Caprice de la reine
Jean Echenoz

Les Editions de Minuit
romans
avril 2014
121 p.  13 €
ebook avec DRM 9,49 €
 
 
 
 La rédaction l'a lu

Echenoz, roi du style

Tenir entre ses mains le dernier livre de Jean Echenoz est toujours une promesse. Celle d’être ébloui et comblé. Lorsque l’on découvre  sur la couverture de « Caprice de la reine », l’intitulé « récits », on sait que l’on ne sera pas déçu tant l’auteur excelle dans l’art du format court. Déjà en 1988 avec l’inoubliable roman « L’occupation des sols » Jean Echenoz s’était imposé comme un auteur miniaturiste- minimaliste qui raconte «beaucoup» avec «peu». Et comme le dit si bien Pouchkine « Est-ce vraiment meilleur parce que c’est plus long ? »

Beau comme le nom d’un parfum ou celui d’une exquise pâtisserie, « Caprice de la Reine » est le titre de l’un des courts textes de l’ouvrage, et comme Echenoz est joueur, son sens réel n’est pas le premier qui nous saute à l’esprit. Mais nous avons déjà les mots à la bouche. Et nous savons que nous allons nous régaler. Ces récits sont au nombre de sept, chiffre magique comme les sept notes de la gamme, les sept couleurs de l’arc-en-ciel. Tout un programme. Tout un menu.

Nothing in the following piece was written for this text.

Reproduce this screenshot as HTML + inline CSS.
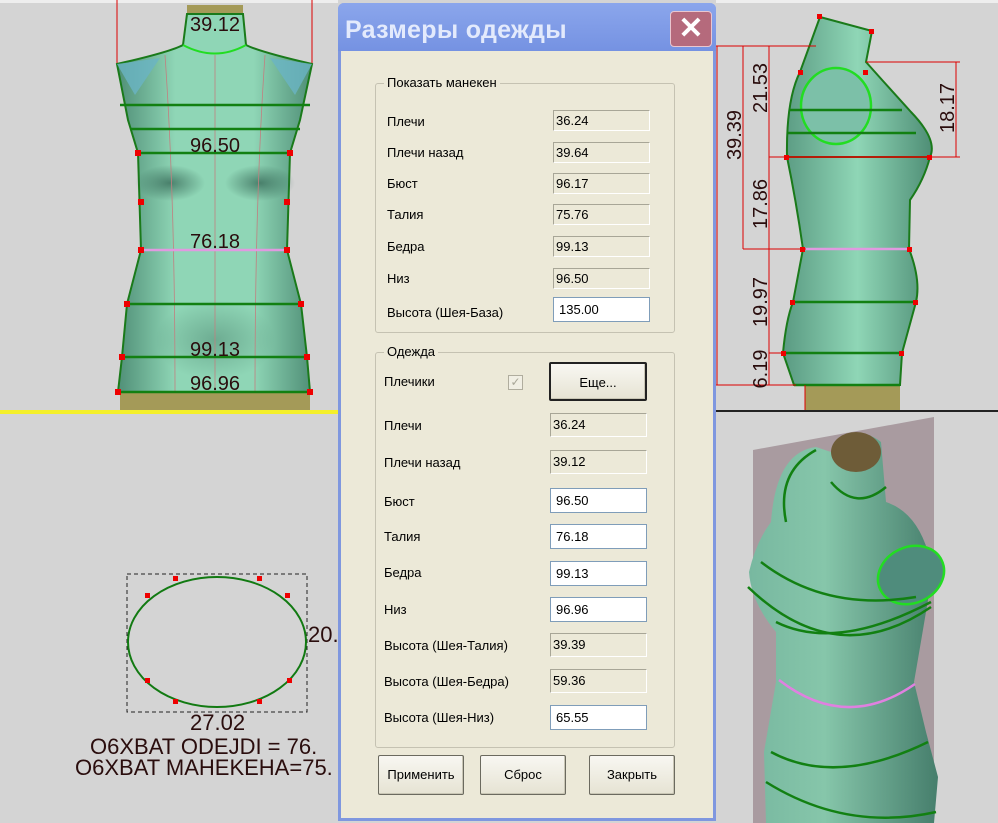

 Si l’un des personnages est « collectionneur de ponts comme d’autres collectionnent les aquatintes ou les ennuis », ce thème de la collection qui peut virer à l’obsession, traverse ces courts textes comme un motif qui se répète. On retrouve ainsi : l’Amiral Nelson qui accumule autant de navires et de victoires que d’arbres et de blessures; le jardin du Luxembourg où sont joliment épinglées vingt Dames de France; Hérodote arpenteur de la grandiose Babylone; Gluck, un ingénieur dans l’impatience d’ouvrages d’art à découvrir; les cent parapluies retrouvés chez Eric Satie à sa mort; et enfin l’auteur lui-même à la recherche des meilleurs sec-beurre (sandwichs au saucisson) et des stylo-billes qui ne se rebiffent pas (papeterie angle Trudaine-Rodier dans le 9ème à Paris).  On sent que parfois Echenoz enjolive mais il l’assume, recherchant  le point de rupture, le point d’équilibre névralgique, « D’ailleurs tous les auteurs exagèrent, tous on à cœur de se contredire ».

Détailler l’histoire de chacun de ces brefs récits n’a aucun sens. Il faut préserver la découverte de la magie des mondes d’Echenoz et se laisser impressionner par la qualité de sa vision, de sa palette. Et comme presque tout a été dit de son immense talent « Concision, mélodie, épure, élégance, perfection, éloquence… », à court de mots, j’en appelle à Flaubert pour qui le style idéal est « rythmé comme le vers, précis comme le langage des sciences et avec des ondulations, des ronflements de violoncelles, des aigrettes de feux ». Le style d’Echenoz est bien cela, tout cela, l’expression même du style idéal. Voilà, c’est dit.